Sustainable Disposal for End-of-Life Fiberglass Vessels

presenting: Evan Ridley (University of Rhode Island, United States); authors: Evan Ridley (University of Rhode Island, United States)

Limited traditional disposal options leave end-of-life vessel owners with the task of deciding how to alleviate the financial burden of caring for an aging fiberglass boat. Unfortunately, this sometimes results in a practice in which unwanted vessels become derelict or abandoned, an event that creates potential environmental and navigational hazards for coastal communities.

The recycling and reuse of fiberglass has long been viewed as an unmanageable task, but new advances in chemical engineering and technology have made sustainable composite materials a feasible goal for the future of marine industry. Rhode Island Sea Grant has set a target on developing a strategic plan for the creation of a statewide vessel recycling program, based on a successful model of European fiberglass disposal processes.

Fiberglass is seen as a suitable candidate for recycling and repurposing thanks in part to its chemical composition and high production value. Activity in Germany over the last ten years has shown fiberglass to have significant potential as an “alternative fuel” for cement production in industrial kilns. The value of these alternative fuels lies in their ability to mimic the the thermal and chemical qualities of traditional fossil fuels when they are incorporated at various stages in the production process.
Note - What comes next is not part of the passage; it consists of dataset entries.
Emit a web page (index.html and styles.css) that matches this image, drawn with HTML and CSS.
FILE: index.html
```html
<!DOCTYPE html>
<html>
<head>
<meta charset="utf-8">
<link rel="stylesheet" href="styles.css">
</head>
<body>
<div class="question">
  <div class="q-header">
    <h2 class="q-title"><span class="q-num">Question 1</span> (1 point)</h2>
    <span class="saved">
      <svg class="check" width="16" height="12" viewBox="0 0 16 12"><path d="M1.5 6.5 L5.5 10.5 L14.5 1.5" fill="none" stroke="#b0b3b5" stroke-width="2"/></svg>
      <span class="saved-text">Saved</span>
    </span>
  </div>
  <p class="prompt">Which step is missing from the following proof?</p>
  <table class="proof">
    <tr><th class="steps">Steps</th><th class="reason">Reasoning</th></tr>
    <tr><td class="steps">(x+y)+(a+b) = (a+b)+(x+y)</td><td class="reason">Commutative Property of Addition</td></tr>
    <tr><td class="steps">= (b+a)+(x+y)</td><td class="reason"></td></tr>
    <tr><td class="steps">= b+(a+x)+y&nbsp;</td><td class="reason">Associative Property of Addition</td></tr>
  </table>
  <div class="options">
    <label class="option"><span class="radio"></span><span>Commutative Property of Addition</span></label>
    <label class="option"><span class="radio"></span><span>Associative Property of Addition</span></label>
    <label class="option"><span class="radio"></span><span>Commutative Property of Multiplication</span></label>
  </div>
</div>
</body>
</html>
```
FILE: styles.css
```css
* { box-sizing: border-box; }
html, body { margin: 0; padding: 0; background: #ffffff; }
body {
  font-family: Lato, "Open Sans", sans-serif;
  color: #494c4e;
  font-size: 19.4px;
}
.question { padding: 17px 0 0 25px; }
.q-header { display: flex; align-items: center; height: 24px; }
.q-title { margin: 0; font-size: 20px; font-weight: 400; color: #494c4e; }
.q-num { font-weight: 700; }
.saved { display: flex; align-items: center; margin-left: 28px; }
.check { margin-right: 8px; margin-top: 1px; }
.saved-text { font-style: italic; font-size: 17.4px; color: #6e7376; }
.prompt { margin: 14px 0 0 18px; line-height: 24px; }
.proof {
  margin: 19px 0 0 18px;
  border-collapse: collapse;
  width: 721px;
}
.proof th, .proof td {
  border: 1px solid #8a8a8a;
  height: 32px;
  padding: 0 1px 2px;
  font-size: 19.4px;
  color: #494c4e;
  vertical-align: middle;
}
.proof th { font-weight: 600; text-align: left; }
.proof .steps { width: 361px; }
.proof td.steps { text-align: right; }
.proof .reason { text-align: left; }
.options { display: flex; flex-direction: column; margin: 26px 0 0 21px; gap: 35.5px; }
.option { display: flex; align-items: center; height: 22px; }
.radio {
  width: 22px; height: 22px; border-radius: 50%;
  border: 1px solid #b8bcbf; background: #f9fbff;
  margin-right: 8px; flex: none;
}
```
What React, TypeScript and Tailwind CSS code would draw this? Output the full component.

The overarching goal of Rhode Island’s state program intends to create a system that reflects the best methods for reusing a valuable form of solid waste. Rhode Island’s small size and status as a hub of marine industry make it an ideal laboratory for experimenting with a potential international solution. Through collaboration with cement industry members in the U.S., Sea Grant has taken the first steps toward introducing fiberglass derived from end-of-life vessels into the growing stream of American alternative fuel.